Анненков заметил женщину в красном платье, недавно рассказывавшую анекдот министру. Теперь она сидела с опущенными плечами, глядя в одну точку – точно в шёлковом узоре ковра скрывался ответ, который нельзя произносить вслух. Чуть дальше – пожилой академик, в кресле, с видом человека, чья парадная поза выдохлась вместе с музыкой. Рядом – юноша, бледный, судорожно сжимающий салфетку. Он словно ждал команды, после которой всё начнётся заново – уже с правильным концом.
Столы стояли ровно, цветы не увяли, вино не потемнело. Порядок был не нарушен, но теперь это был порядок после катастрофы. Вещи остались целы, но стены держали дом исключительно по привычке.
На первый взгляд обстановка выглядела роскошно: хрусталь, фарфор, вышитые скатерти. Но стоило всмотреться – и роскошь казалась мёртвой. Не богатством покойника – нет. Скорее, изысканным обманом, за которым пряталось нечто беспокойное.

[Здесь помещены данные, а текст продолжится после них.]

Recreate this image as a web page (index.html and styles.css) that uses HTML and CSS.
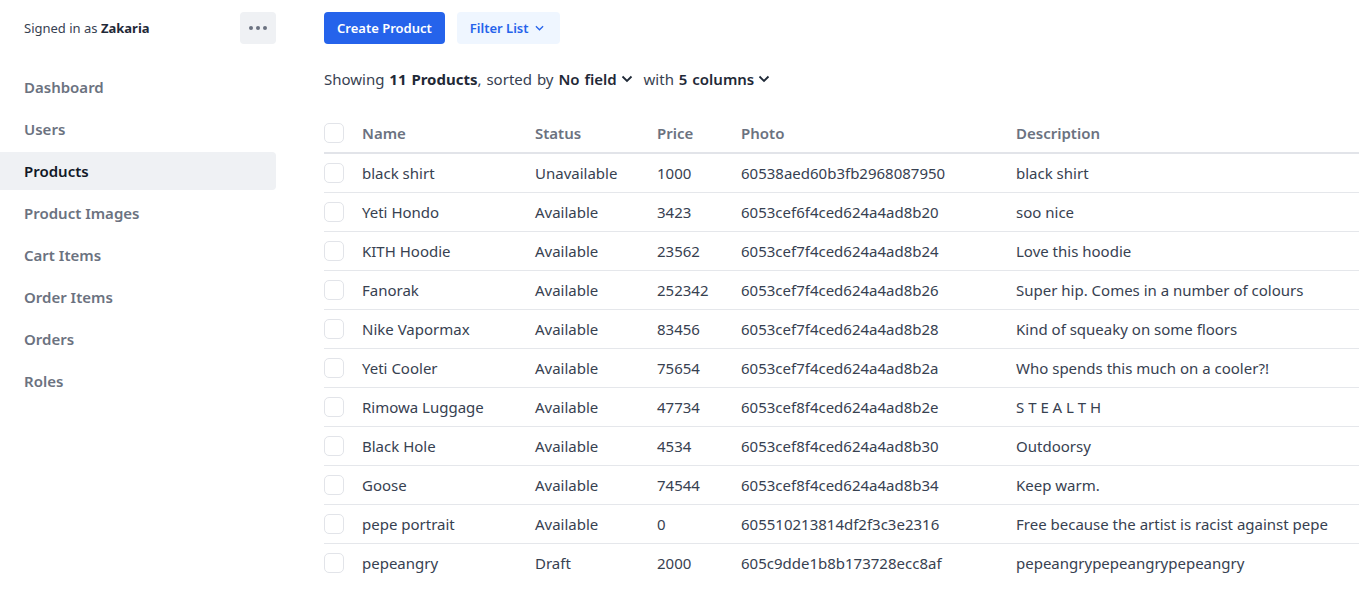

Картина с женщиной в чёрном над камином чуть сместилась – едва заметно, но этого хватало, чтобы казалось, словно изменился её взгляд. Под люстрой сгущалась тень, слишком глубокая для такого освещения. А отражение венецианского зеркала у лестницы слегка запаздывало за реальностью.
Анненков подошёл к столу, присмотрелся к бокалу. Тонкая трещина у края стекла. Не от удара – скорее, от несогласия с тем, что его подняли в момент правды. Следователь не тронул бокал, не сделал записи, не позвал эксперта. Это будет позже. Сейчас было важно почувствовать: здесь умерло нечто большее, чем человек. Здесь треснуло то, чего не видно на фотографиях.
Чуть в стороне, у окна, стоял профессор Вениамин Степанович. Прямая спина, руки за спиной, поза памятника, которому не положено двигаться. Взгляд обращён внутрь себя – не растерянность, а выверенная пауза. Он не выглядел потерянным, скорее – заранее отмерившим диапазон допустимых эмоций.
Лицо профессора бледное, почти мраморное. Ни дрожащих губ, ни напряжённого лба. Только глаза – серые, холодные, внимательные. В них не было слёз, не читалось горе. Но именно это тревожило сильнее всего. Так не смотрят на смерть близкого человека. Так смотрят на событие, которое произошло не вовремя. Или наоборот – слишком вовремя.
Анненков знал таких людей. Умных, собранных, способных держать лицо, даже когда рушится весь мир. Но в профессоре было другое: не просто выдержка – отсутствие внутреннего отклика. Будто трагедия не вошла в него, а прошла мимо, едва коснувшись лацкана пиджака.
Следователь медленно двинулся к профессору. Не для допроса – для наблюдения. Нельзя допрашивать сразу. Сначала важно увидеть: как человек стоит, молчит, куда смотрит, когда думает, что его не видят. Вениамин не двигался, не избегал взгляда Анненкова, но и не искал его. Он не играл. В его поведении была слишком чёткая естественность, чтобы быть подлинной.
Анненков отметил, что пальцы профессора едва соприкасались – не в жесте тревоги, а с осторожной точностью, как если бы он перебирал в уме уравнение с одной, главной, неизвестной переменной. В этой позе не было волнения, только ожидание. Оно было направлено не на врачей, не на гостей, не на полицию, а внутрь – туда, где хранилась причина случившегося.